Il s’agit de « L’Art d’être grand-père » et autres œuvres de Victor Hugo (XIXe siècle). Il faut reconnaître que Hugo est non seulement le premier en rang des écrivains de langue française, depuis que cette langue a été fixée ; mais le seul qui ait un droit vraiment absolu à ce titre d’écrivain dans sa pleine acception. Toutes les catégories de l’histoire littéraire se trouvent en lui déjouées. La critique qui voudrait démêler cette figure titanique, stupéfiante, tenant quelque chose de la divinité, est en présence du problème le plus insoluble. Fut-il poète, romancier ou penseur ? Fut-il spiritualiste ou réaliste ? Il fut tout cela et plus encore. Cet homme laissa l’empreinte de ses pas sur tous les chemins de l’esprit, servit de commandant dans toutes les luttes de l’art ; de sorte qu’aucune des familles qui se partagent l’espèce humaine au physique et au moral ne peut se l’attribuer entièrement. Avec sa mort, c’est tout un monde cyclopéen d’idées, d’impressions qui s’en va ; un continent de granit qui se détache avec fracas. « Si j’ouvre un livre de Victor Hugo au hasard, car on ne saurait choisir », écrit Jules Renard1, « il est… une montagne, une mer, ce qu’on voudra, excepté quelque chose à quoi puissent se comparer les autres hommes. » « Qui pourrait dire : “J’aime ceci ou cela dans Hugo” ? », demande Édouard Drumont2. « Comme l’océan, comme la montagne, comme la forêt, ce génie éveille l’idée de l’infini. Ce qu’on aime dans l’océan, ce n’est point une vague, ce sont des vagues incessamment renouvelées ; ce qu’on aime dans la forêt, ce n’est point un arbre ou une feuille, ce sont ces milliers d’arbres et ces milliers de feuilles qui confondent leur verdure et leur bruit. »
« Je me prosterne devant Hugo… Ce n’est plus un talent, c’est un génie dans sa grandeur »

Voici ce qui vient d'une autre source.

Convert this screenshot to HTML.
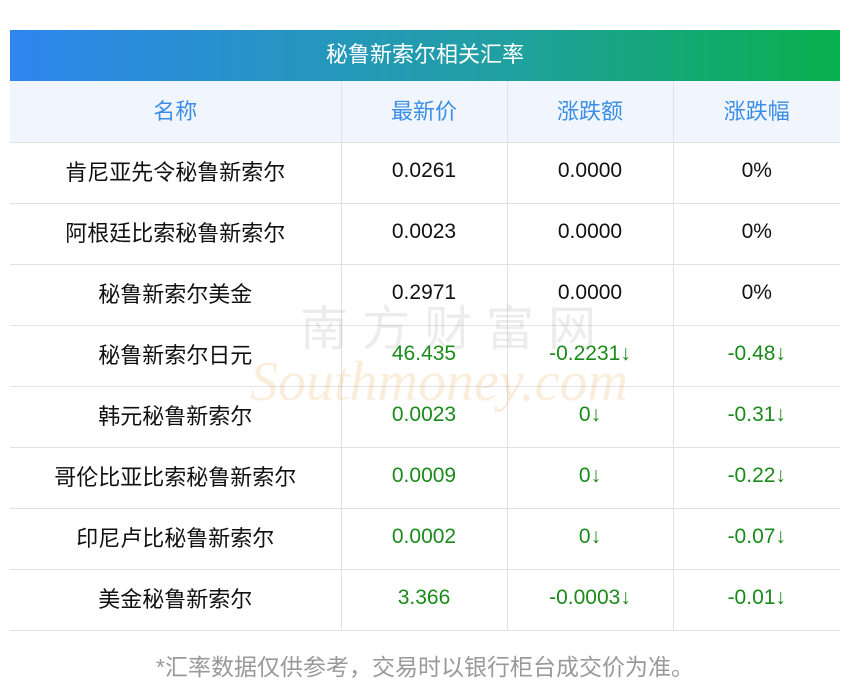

Renan ajoute : « La vie de Hugo s’est passée dans la puissante obsession d’un infini vivant, qui l’embrassait, le débordait de toutes parts, et au sein duquel il lui était doux de se perdre et de délirer. Cette haute philosophie, qui fut l’entretien journalier des longues heures qu’il passait seul avec lui-même, est le secret de son génie. Le monde est pour lui comme un diamant à mille faces, étincelant de feux… Il veut rendre ce qu’il voit, ce qu’il sent. Matériellement, il ne le peut. Le tranquille état d’âme du poète qui… se résigne facilement à son impuissance, ne saurait être le sien ; il s’obstine ; il balbutie ; il se raidit contre l’impossible ; il ne consent pas à se taire ; comme le prophète hébreu, il dit volontiers : “Ah ! Domine… ecce nescio loqui”3. Sa prodigieuse imagination complète ce que sa raison n’aperçoit pas. » L’immensité de son œuvre, dès qu’on la contemple, éveille dans notre esprit une admiration silencieuse, comme certains grands panoramas, tout à coup découverts, rendent muets d’enthousiasme. « Je me prosterne devant Hugo… Ce n’est plus un talent, c’est un génie dans sa grandeur. Oui, Hugo élève toute la littérature française sur ses épaules et piétine tout le reste dans la boue, y compris nous autres, pauvres scribouillards », conclut Bestoujev4.
Voici un passage qui donnera une idée du style de « L’Art d’être grand-père » :
« Quel que soit le secret, tout se dresse et médite,
La fleur bénie, ainsi que l’épine maudite.
Tout devient attentif, tout tressaille ; un frisson
Agite l’air, le flot, la branche, le buisson ;
Et dans les clairs-obscurs et dans les crépuscules,
Dans cette ombre où jadis combattaient les Hercules,
Où les Bellérophons s’envolaient, où planait
L’immense Amos5 criant : “Un nouveau monde naît !”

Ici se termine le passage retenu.